Wiki

Clone wiki

inf225 / 2017 / ex / Exercise 3

Exercise 3 – JSON parsing

JSON is a data language, used to transmit data as key-value pairs. You can read more about it and see examples at:

Goals for this exercise

  • Make a useful grammar on your own
  • Learn some useful Rascal features: list pattern matching, comprehensions, built-in data structures
  • Learn how to test your parser and do round-trip testing
  • Use recursive tree traversal to "evaluate" a parse tree

Please complete (as much as possible of) the exercise before Tuesday October 3rd, then we'll work through a solution during the lecture

3.1. Make a Grammar for JSON in Rascal

Make a new Rascal module (call it "Json", for example). Study either examples of JSON or the JSON grammar from the standard, and develop a syntax definition in Rascal.

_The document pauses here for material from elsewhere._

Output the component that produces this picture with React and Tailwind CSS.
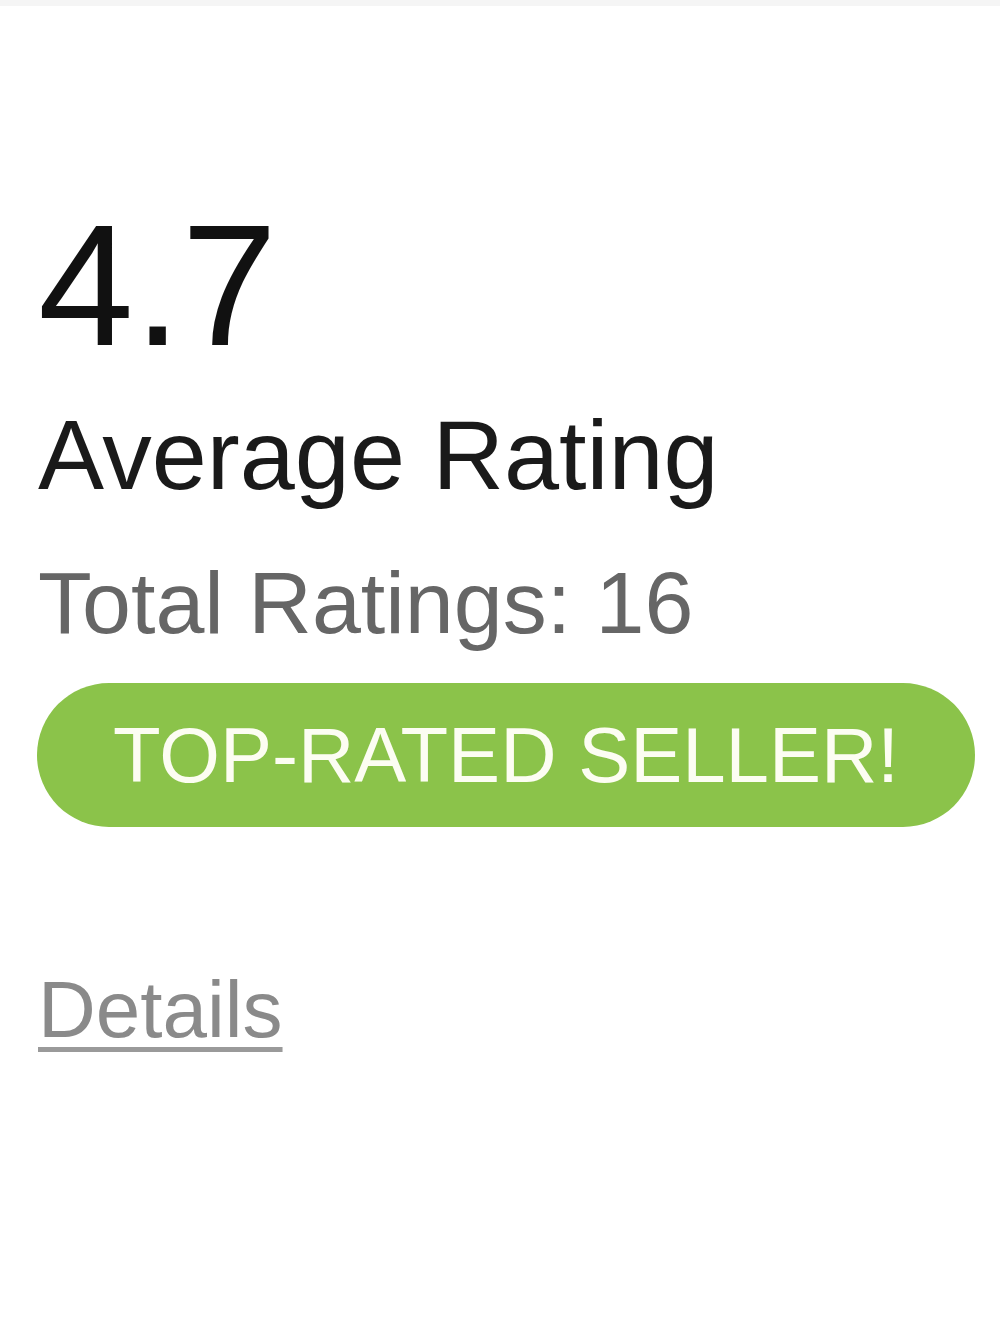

  • You will need to make both lexical productions (for the syntax of strings, numbers etc) and syntax productions, and also layout productions (for spacing). Name the non-terminal for values JsonValue.
  • Start simple, e.g., with just numbers and strings, and once you know they work OK, add more complicated stuff like arrays and objects.
  • Always test everything. You can try things on the console, e.g. with:

    import ParseTree;
    import Json;

    parse(#JsonValue, "25")
* You can make unit tests by writing boolean functions and marking them with test. If you type :test in the console, all the tests in the current module will be run (there's also a "Run Tests" in the menu). For example:

test bool parseTest1() {
    parse(#JsonValue, "\"abc\""); // remember to import ParseTree for this to work
    return true; // we'll get an exception if the parse fails
}

Tips

  • There's a nice JSON grammar on the web page – your grammar can follow much the same structure (although you'll also need to deal with whitespace/layout). Do note that the grammar notation they've used doesn't have notation for lists, so you'll see things like elements = value | value "," elements instead of the *-list notation available in Rascal. The RFC contains a complete grammar for JSON – have a look at this also, and you'll see that whitespace (ws) is included directly in the productions (you'll also notice that the grammar notation is a bit different than you're used to (the RFC uses an EBNF variant): with / instead of |, *(A / B) instead of (A | B)*, [ A ] instead of A?, and literal characters in ASCII hex notation.)
  • You can make comma-separated lists with a special separated-by syntax: {NonTerminal Separator}*, where NonTerminal is, e.g., JsonValue, and the Separator is a terminal, e.g., ",". Use * or + for repeating 0/1 or more times.
  • When you're making lexical syntax, Rascal has a slightly different syntax for inverting character classes than what is usual in regular expressions. Use ![a] for everything except a, instead of [^a] (which will mean, a hat or an a).
  • For the lexical syntax, it is usually best to force greedy matching, e.g., with [0-9]+ !>> [0-9] (one or more 0-9, not followed by another 0-9).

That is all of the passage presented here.